Part of a data file:
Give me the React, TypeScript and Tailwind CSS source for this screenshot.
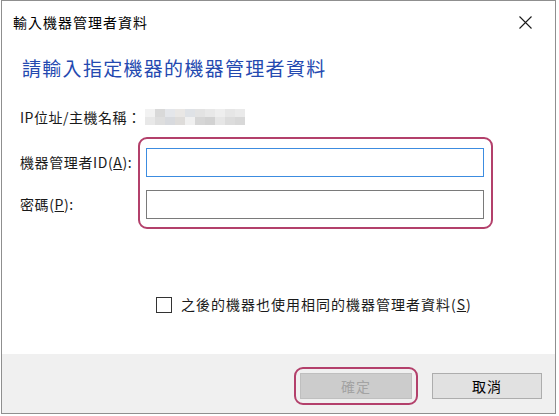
import React from 'react';

const font = { fontFamily: '"Noto Sans CJK TC", "Noto Sans", sans-serif' };

const blurShades = [
  ['#f2f2f2', '#d9d9d9', '#e4e6ea', '#e9e7e5', '#dfe2e6', '#e3e3e3', '#e8e8e8', '#eeeeee', '#e6e6e6', '#eaeaea'],
  ['#e8e8e8', '#dedede', '#d8dade', '#dedcda', '#f0f0f0', '#d6d6d6', '#d2d2d2', '#e6e6e6', '#dcdcdc', '#d8d8d8'],
];

function BlurredHost() {
  return (
    <div className="flex flex-col">
      {blurShades.map((row, i) => (
        <div key={i} className="flex">
          {row.map((c, j) => (
            <div key={j} className="w-[10px] h-[8px]" style={{ backgroundColor: c }} />
          ))}
        </div>
      ))}
    </div>
  );
}

function CloseIcon() {
  return (
    <svg width="13" height="13" viewBox="0 0 13 13" className="text-[#1a1a1a]">
      <path d="M0.5 0.5 L12.5 12.5 M12.5 0.5 L0.5 12.5" stroke="currentColor" strokeWidth="1.1" fill="none" />
    </svg>
  );
}

export default function App() {
  return (
    <div className="w-[559px] h-[416px] bg-white overflow-hidden" style={font}>
      <div className="ml-px w-[555px] h-[414px] border border-[#8f8f8f] flex flex-col bg-white">
        {/* Title bar */}
        <div className="h-[43px] flex items-center justify-between pl-[11px] pr-[23px]">
          <span className="text-[14px] tracking-[1px] text-black">輸入機器管理者資料</span>
          <CloseIcon />
        </div>

        {/* Heading */}
        <div className="h-[48px] flex items-center pl-[20px]">
          <span className="text-[19px] tracking-[1.3px] text-[#2449b0]">請輸入指定機器的機器管理者資料</span>
        </div>

        {/* Host line */}
        <div className="mt-[15px] h-[20px] flex items-center pl-[18px]">
          <span className="text-[14px] tracking-[0.5px] text-[#1a1a1a] w-[125px]">IP位址/主機名稱：</span>
          <BlurredHost />
        </div>

        {/* Credentials */}
        <div className="relative mt-[10px] pt-[11px] h-[92px]">
          <div className="h-[29px] flex items-center pl-[18px]">
            <span className="w-[126px] text-[14px] tracking-[0.6px] text-[#1a1a1a]">
              機器管理者ID(<span className="underline">A</span>):
            </span>
            <div className="w-[338px] h-[29px] border border-[#3c8ce0] bg-white" />
          </div>
          <div className="mt-[13px] h-[29px] flex items-center pl-[18px]">
            <span className="w-[126px] text-[14px] tracking-[0.6px] text-[#1a1a1a]">
              密碼(<span className="underline">P</span>):
            </span>
            <div className="w-[338px] h-[29px] border border-[#7a7a7a] bg-white" />
          </div>
          <div className="absolute left-[136px] top-0 w-[355px] h-[92px] rounded-[9px] border-2 border-[#b3406b] pointer-events-none" />
        </div>

        {/* Remember checkbox */}
        <div className="mt-[67px] h-[17px] flex items-center pl-[154px]">
          <div className="w-[16px] h-[16px] border-[1.5px] border-[#333333] bg-white" />
          <span className="ml-[9px] text-[14px] tracking-[1px] text-[#1a1a1a]">
            之後的機器也使用相同的機器管理者資料(<span className="underline">S</span>)
          </span>
        </div>

        {/* Footer */}
        <div className="mt-auto h-[59px] bg-[#f0f0f0] flex items-start justify-end pt-[19px] pr-[13px] gap-[20px]">
          <div className="relative">
            <div className="w-[112px] h-[26px] bg-[#cccccc] border border-[#bfbfbf] flex items-center justify-center text-[14px] tracking-[1px] text-[#a3a3a3]">
              確定
            </div>
            <div className="absolute left-[-6px] top-[-6px] w-[124px] h-[38px] rounded-[9px] border-2 border-[#b3406b] pointer-events-none" />
          </div>
          <div className="w-[110px] h-[26px] bg-[#e1e1e1] border border-[#adadad] flex items-center justify-center text-[14px] tracking-[1px] text-black">
            取消
          </div>
        </div>
      </div>
    </div>
  );
}
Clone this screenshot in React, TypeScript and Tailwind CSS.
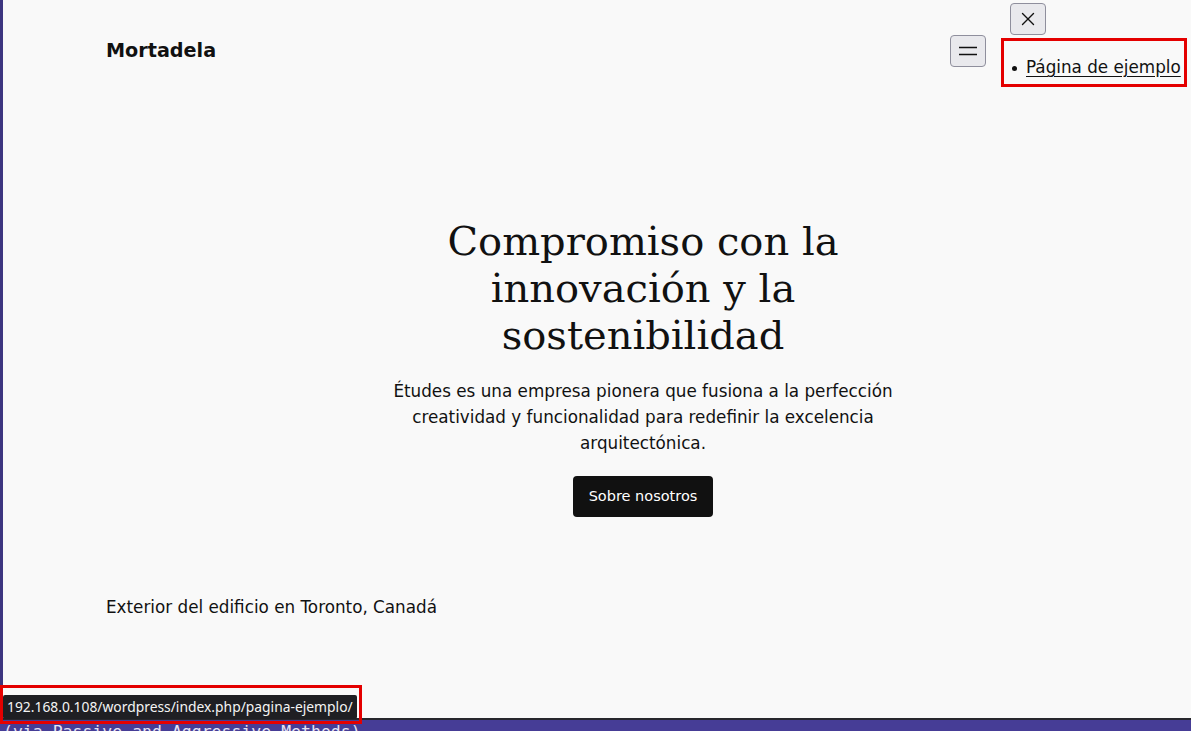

■ **Brief**
In the records, locate each line holding the string "React" and copy it.

■ **Result**
Give me the React, TypeScript and Tailwind CSS source for this screenshot.
import React from 'react';
Clone this screenshot in React, TypeScript and Tailwind CSS.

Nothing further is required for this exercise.